2. Wie hoch bewerten Sie den Rahmen von Geld- bzw. Sachgeschenken zu Geburtstagen od. andren Anlässien, die nicht rückgefordert werden können ...?
Danke, Petra E.
zu Ihrer ersten Nachfrage:
nach § 1601 BGB sind Verwandte in gerader Linie unterhaltspflichtig. Schwiegersöhne gehören nicht dazu.
Zu zwei:
Grundsätzlich können alle Geschenke zurückverlangt werden, unabhängig von der Höhe. Allerdings wird bei normalen Geschenken der Einwand der entreiche greifen, wonach der Beschenkte nicht mehr verpflichtet ist, wenn er das Geld ausgegeben hat, ohne dafür andere Positionen erspart zu haben, vergleiche dazu § 818 Abs. 3 BGB.

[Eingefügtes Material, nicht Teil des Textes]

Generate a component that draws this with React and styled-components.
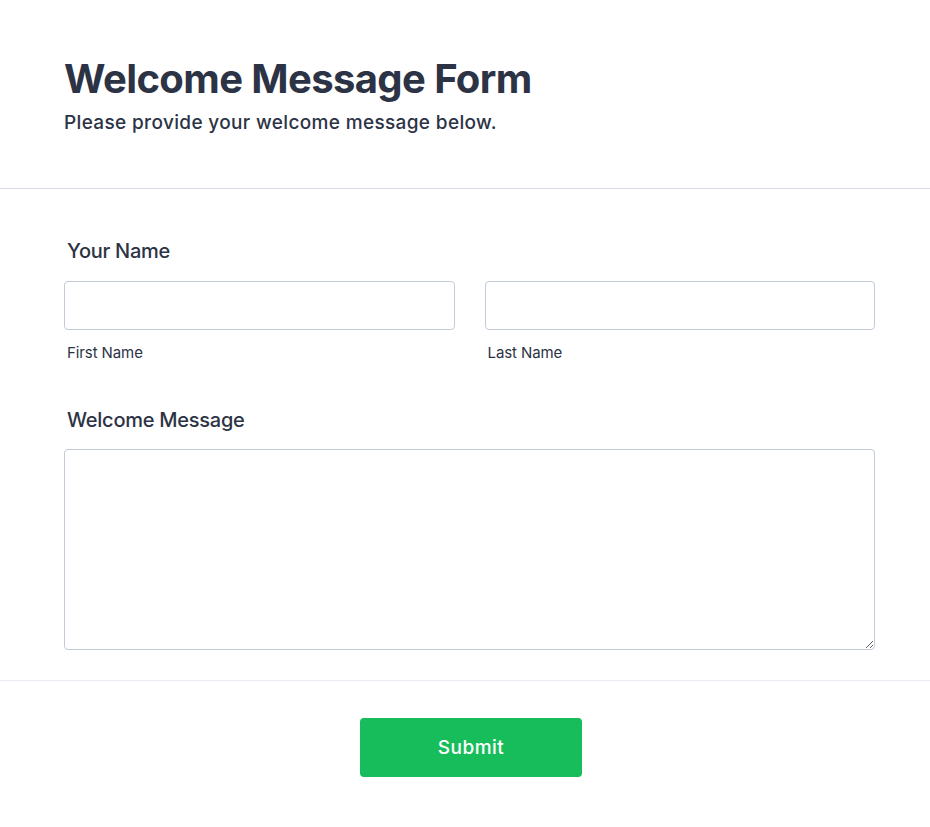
import React from 'react';
import styled, { createGlobalStyle } from 'styled-components';

// --- GLOBAL STYLES ---
const GlobalStyle = createGlobalStyle`
    body {
        margin: 0;
        font-family: Inter, "Noto Sans", sans-serif;
        background-color: #ffffff;
        color: #2c3345;
    }
    * { box-sizing: border-box; }
`;

// --- Styled Components ---
const Page = styled.div`
    width: 100%;
    min-height: 100vh;
    background-color: #ffffff;
`;

const Header = styled.header`
    padding: 55px 64px 53.5px;
    border-bottom: 1px solid #d8dae9;
`;

const Title = styled.h1`
    margin: 0 0 7.5px;
    font-size: 40px;
    line-height: 48px;
    font-weight: 700;
    letter-spacing: -0.6px;
    color: #2c3345;
`;

const Subtitle = styled.p`
    margin: 0;
    font-size: 19px;
    line-height: 24px;
    font-weight: 500;
    letter-spacing: 0.35px;
    color: #2c3345;
`;

const Body = styled.div`
    padding: 50px 55px 30px 64px;
    display: flex;
    flex-direction: column;
    gap: 46px;
    border-bottom: 1px solid #eaebf2;
`;

const Field = styled.div`
    display: flex;
    flex-direction: column;
`;

const Label = styled.label`
    font-size: 20px;
    line-height: 24px;
    font-weight: 500;
    letter-spacing: -0.25px;
    color: #2c3345;
    padding-left: 3px;
    margin-bottom: 17.5px;
`;

const Row = styled.div`
    display: grid;
    grid-template-columns: 1fr 1fr;
    gap: 30px;
`;

const Column = styled.div`
    display: flex;
    flex-direction: column;
`;

const Input = styled.input`
    height: 49px;
    border: 1px solid #c3cad8;
    border-radius: 4px;
    padding: 0 12px;
    font-family: inherit;
    font-size: 16px;
    color: #2c3345;
    outline: none;
`;

const SubLabel = styled.span`
    margin-top: 14px;
    padding-left: 3px;
    font-size: 15px;
    line-height: 18px;
    letter-spacing: -0.1px;
    color: #2c3345;
`;

const TextArea = styled.textarea`
    height: 201px;
    border: 1px solid #c3cad8;
    border-radius: 4px;
    padding: 10px 12px;
    font-family: inherit;
    font-size: 16px;
    color: #2c3345;
    outline: none;
    resize: vertical;
`;

const Footer = styled.div`
    display: flex;
    justify-content: center;
    padding: 37px 0 50px;
`;

const SubmitButton = styled.button`
    width: 222px;
    height: 59px;
    border: none;
    border-radius: 4px;
    background-color: #18bd5b;
    color: #ffffff;
    font-family: inherit;
    font-size: 19px;
    font-weight: 500;
    letter-spacing: 0.45px;
    cursor: pointer;
    margin-left: 12px;
`;

const App = () => {
    return (
        <Page>
            <GlobalStyle />
            {/* --- HEADER --- */}
            <Header>
                <Title>Welcome Message Form</Title>
                <Subtitle>Please provide your welcome message below.</Subtitle>
            </Header>

            {/* --- FIELDS --- */}
            <Body>
                <Field>
                    <Label>Your Name</Label>
                    <Row>
                        <Column>
                            <Input type="text" />
                            <SubLabel>First Name</SubLabel>
                        </Column>
                        <Column>
                            <Input type="text" />
                            <SubLabel>Last Name</SubLabel>
                        </Column>
                    </Row>
                </Field>
                <Field>
                    <Label>Welcome Message</Label>
                    <TextArea />
                </Field>
            </Body>

            {/* --- SUBMIT --- */}
            <Footer>
                <SubmitButton type="submit">Submit</SubmitButton>
            </Footer>
        </Page>
    );
};

export default App;
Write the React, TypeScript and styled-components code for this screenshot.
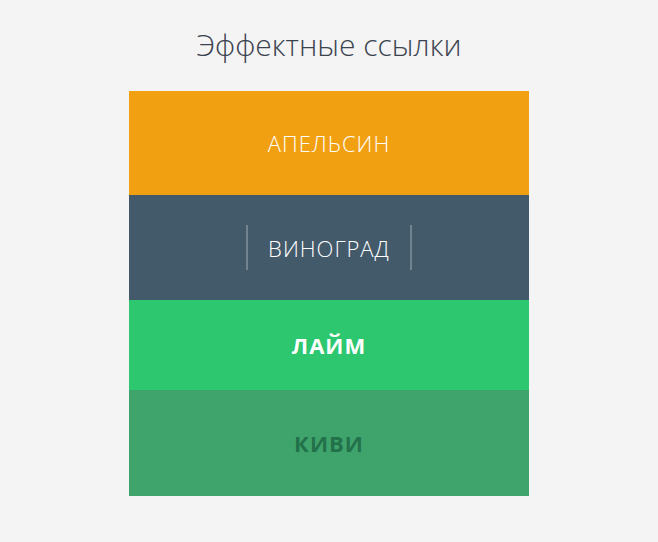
import React from "react";
import styled, { createGlobalStyle } from "styled-components";

const Global = createGlobalStyle`
  html, body { margin: 0; padding: 0; background: #f4f4f4; }
  body { font-family: "Open Sans", "Liberation Sans", sans-serif; }
`;

const Page = styled.div`
  display: flex;
  flex-direction: column;
  align-items: center;
  padding-top: 27px;
`;

const Title = styled.h1`
  margin: 0 0 28px;
  font-size: 30px;
  line-height: 36px;
  font-weight: 300;
  color: #3c4350;
`;

const Nav = styled.nav`
  width: 400px;
  display: flex;
  flex-direction: column;
`;

const Item = styled.div<{ $bg: string; $h: number }>`
  background: ${(p) => p.$bg};
  height: ${(p) => p.$h}px;
  display: flex;
  align-items: center;
  justify-content: center;
`;

const Link = styled.a<{ $weight: number; $color: string; $bars?: boolean }>`
  position: relative;
  font-size: 22px;
  font-weight: ${(p) => p.$weight};
  color: ${(p) => p.$color};
  text-transform: uppercase;
  letter-spacing: 1px;
  text-decoration: none;
  line-height: 1;
  padding: 0 ${(p) => (p.$bars ? 22 : 0)}px;
  ${(p) =>
    p.$bars &&
    `
    &::before, &::after {
      content: "";
      position: absolute;
      top: 50%;
      width: 2px;
      height: 45px;
      margin-top: -23px;
      background: rgba(255,255,255,0.25);
    }
    &::before { left: 0; }
    &::after { right: 0; }
  `}
`;

export default function App() {
  return (
    <>
      <Global />
      <Page>
        <Title>Эффектные ссылки</Title>
        <Nav>
          <Item $bg="#f1a012" $h={104}>
            <Link $weight={300} $color="#ffffff">Апельсин</Link>
          </Item>
          <Item $bg="#435a6b" $h={105}>
            <Link $weight={300} $color="#ffffff" $bars>Виноград</Link>
          </Item>
          <Item $bg="#2cc76f" $h={90}>
            <Link $weight={700} $color="#ffffff">Лайм</Link>
          </Item>
          <Item $bg="#3fa46b" $h={106}>
            <Link $weight={700} $color="#23714a">Киви</Link>
          </Item>
        </Nav>
      </Page>
    </>
  );
}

Sie sollten dann, wenn tatsächlich Forderungen an Sie herangetragen werden, genau prüfen, ob und gegebenenfalls bei welchen Schenkungen eine Entreicherung stattgefunden hat.
Mit freundlichen Grüßen
Reinhard Otto
Rechtsanwalt
Widersprüchlich erscheint uns jedoch die Aussage eines juristisches Internetportals zu der Ihren, wonach Geldschenkungen nach 3 Jahren (angeblich) verjähren würden ...?
Mit besten Grüßen
P. E.
Schenkungen können überhaupt nicht verjähren, sie sind erbracht.

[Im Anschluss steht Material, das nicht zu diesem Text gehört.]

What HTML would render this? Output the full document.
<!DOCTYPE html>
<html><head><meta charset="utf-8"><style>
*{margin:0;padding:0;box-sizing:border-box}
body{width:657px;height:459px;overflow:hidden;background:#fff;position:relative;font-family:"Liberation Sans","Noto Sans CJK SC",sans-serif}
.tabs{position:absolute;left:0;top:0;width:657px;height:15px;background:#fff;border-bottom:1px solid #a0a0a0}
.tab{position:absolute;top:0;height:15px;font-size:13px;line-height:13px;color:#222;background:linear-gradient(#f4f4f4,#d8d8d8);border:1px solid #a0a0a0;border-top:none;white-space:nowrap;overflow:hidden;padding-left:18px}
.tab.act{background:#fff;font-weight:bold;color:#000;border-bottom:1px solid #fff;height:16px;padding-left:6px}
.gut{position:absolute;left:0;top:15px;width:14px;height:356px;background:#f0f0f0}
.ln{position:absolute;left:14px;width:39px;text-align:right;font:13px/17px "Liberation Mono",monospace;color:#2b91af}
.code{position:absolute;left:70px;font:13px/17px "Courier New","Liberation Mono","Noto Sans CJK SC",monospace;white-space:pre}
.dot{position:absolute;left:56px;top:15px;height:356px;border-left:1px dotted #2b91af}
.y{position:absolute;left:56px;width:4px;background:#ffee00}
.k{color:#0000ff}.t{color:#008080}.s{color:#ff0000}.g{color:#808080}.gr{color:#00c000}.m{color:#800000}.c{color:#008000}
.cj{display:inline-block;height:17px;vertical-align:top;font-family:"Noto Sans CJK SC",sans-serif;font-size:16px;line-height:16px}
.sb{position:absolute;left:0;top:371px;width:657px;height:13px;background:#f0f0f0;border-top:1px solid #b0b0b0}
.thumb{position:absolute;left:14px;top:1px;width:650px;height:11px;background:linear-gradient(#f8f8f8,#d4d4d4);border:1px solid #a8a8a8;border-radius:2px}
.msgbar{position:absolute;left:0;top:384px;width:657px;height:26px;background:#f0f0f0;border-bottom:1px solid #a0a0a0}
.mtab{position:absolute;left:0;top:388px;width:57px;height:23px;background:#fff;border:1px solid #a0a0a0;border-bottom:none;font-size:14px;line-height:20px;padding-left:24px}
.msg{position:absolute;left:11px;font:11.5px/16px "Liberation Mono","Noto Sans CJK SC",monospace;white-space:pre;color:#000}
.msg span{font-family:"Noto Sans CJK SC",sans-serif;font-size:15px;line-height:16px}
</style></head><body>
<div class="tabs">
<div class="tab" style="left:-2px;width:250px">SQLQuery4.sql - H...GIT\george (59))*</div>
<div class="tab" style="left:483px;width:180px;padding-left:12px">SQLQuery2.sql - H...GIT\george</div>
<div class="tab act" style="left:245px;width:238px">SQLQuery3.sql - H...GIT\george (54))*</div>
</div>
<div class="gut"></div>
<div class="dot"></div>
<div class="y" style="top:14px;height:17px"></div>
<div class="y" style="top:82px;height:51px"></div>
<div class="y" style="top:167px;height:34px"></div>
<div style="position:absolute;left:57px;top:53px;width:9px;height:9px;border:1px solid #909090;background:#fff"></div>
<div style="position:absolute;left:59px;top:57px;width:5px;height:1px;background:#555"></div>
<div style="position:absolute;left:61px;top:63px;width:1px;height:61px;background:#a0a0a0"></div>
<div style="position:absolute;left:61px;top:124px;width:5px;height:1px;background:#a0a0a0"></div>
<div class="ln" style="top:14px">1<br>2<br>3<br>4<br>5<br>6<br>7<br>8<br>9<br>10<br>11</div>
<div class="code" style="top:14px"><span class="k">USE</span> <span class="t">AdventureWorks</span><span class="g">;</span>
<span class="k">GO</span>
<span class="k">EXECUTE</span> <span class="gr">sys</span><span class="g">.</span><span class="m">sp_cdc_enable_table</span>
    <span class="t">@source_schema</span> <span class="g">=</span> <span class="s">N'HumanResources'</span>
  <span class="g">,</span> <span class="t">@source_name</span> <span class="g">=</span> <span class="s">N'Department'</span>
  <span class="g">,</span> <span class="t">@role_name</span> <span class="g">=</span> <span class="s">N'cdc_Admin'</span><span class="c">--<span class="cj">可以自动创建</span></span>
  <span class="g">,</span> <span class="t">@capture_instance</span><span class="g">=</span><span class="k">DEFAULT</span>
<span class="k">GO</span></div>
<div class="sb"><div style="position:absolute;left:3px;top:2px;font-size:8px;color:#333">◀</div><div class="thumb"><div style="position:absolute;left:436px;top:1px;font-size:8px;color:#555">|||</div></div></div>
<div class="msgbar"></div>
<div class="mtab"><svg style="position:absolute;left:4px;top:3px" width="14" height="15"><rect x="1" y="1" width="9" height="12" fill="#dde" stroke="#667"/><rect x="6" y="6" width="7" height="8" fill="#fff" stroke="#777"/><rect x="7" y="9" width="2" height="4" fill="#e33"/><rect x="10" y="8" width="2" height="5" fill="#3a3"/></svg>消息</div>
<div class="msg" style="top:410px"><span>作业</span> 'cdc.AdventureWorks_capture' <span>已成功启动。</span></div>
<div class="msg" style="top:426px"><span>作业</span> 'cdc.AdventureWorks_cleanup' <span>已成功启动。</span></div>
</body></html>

Der Rückforderungsanspruch nach § 528 BGB beginnt mit der Verarmung des Schenkers. Frühestens mit diesem Zeitpunkt würde die Verjährungsfrist für den Rückforderungsanspruch zu laufen beginnen.
Da nach Ihrer Schilderung dieser Zeitpunkt überhaupt noch nicht gekommen ist, kann auch noch keine irgendwie geartete Verjährungsfrist laufen.